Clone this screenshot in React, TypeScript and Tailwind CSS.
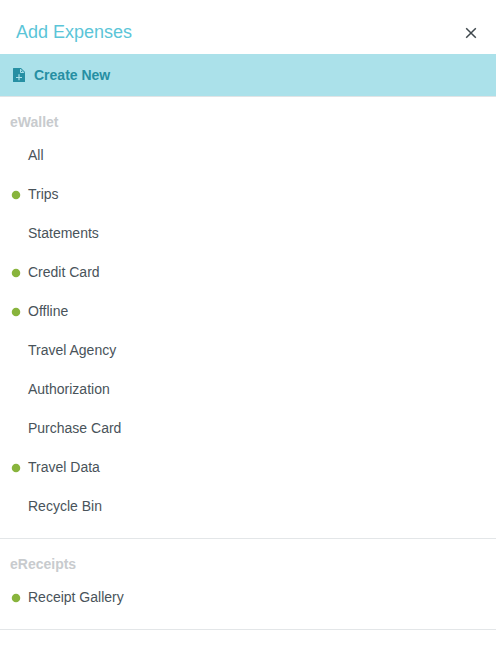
type Item = { label: string; active?: boolean };

const eWalletItems: Item[] = [
  { label: "All" },
  { label: "Trips", active: true },
  { label: "Statements" },
  { label: "Credit Card", active: true },
  { label: "Offline", active: true },
  { label: "Travel Agency" },
  { label: "Authorization" },
  { label: "Purchase Card" },
  { label: "Travel Data", active: true },
  { label: "Recycle Bin" },
];

const eReceiptItems: Item[] = [{ label: "Receipt Gallery", active: true }];

function Section({ title, items }: { title: string; items: Item[] }) {
  return (
    <section className="border-b border-[#e3e6e8] pt-[15px] pb-[13px]">
      <h2 className="pl-[10px] text-sm leading-5 font-bold text-[#c8cbce]">{title}</h2>
      <ul className="mt-[3px]">
        {items.map((item) => (
          <li key={item.label} className="flex h-[39px] items-center pl-3">
            <svg className="mt-[2px] mr-2 size-2 overflow-visible" viewBox="0 0 8 8">
              {item.active && <circle cx="4" cy="4" r="4.25" fill="#88b43c" />}
            </svg>
            <button className="text-sm leading-5 text-[#49535a]">{item.label}</button>
          </li>
        ))}
      </ul>
    </section>
  );
}

export default function App() {
  return (
    <div className="min-h-screen bg-white font-['Liberation_Sans',Arial,sans-serif]">
      <header className="flex h-[54px] items-center justify-between pt-[11px] pr-[19px] pl-4">
        <h1 className="mb-[2px] text-lg leading-6 text-[#5bc5d8]">Add Expenses</h1>
        <button aria-label="Close">
          <svg className="size-3" viewBox="0 0 12 12" fill="none" stroke="#3f484d" strokeWidth="1.5">
            <path d="M1.200 1.200l9.600 9.600M10.800 1.200L1.200 10.800" />
          </svg>
        </button>
      </header>

      {/* Create new */}
      <button className="flex h-[43px] w-full items-center border-b border-[#e0e4e6] bg-[#abe1ea] pl-[13px] text-sm font-bold text-[#268fa3]">
        <svg className="mr-[9px] h-[14px] w-3" viewBox="0 0 12 14" fill="none">
          <path d="M.5 0H8l4 4v9.500a.5.5 0 0 1-.5.5H.5a.5.5 0 0 1-.5-.5V.5A.5.5 0 0 1 .5 0z" fill="#268fa3" />
          <path d="M7.500 1.200v3.300h3.300z" stroke="#abe1ea" />
          <path d="M6 6.300v6M3 9.500h6" stroke="#abe1ea" strokeWidth="1.200" />
        </svg>
        Create New
      </button>

      <Section title="eWallet" items={eWalletItems} />
      <Section title="eReceipts" items={eReceiptItems} />
    </div>
  );
}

────────────────────

Your task is to return the lines above, from the first one up to and including the line containing "string; active?: boolean", minus any pictures.

Task result >>
Clone this screenshot in React, TypeScript and Tailwind CSS.
type Item = { label: string; active?: boolean };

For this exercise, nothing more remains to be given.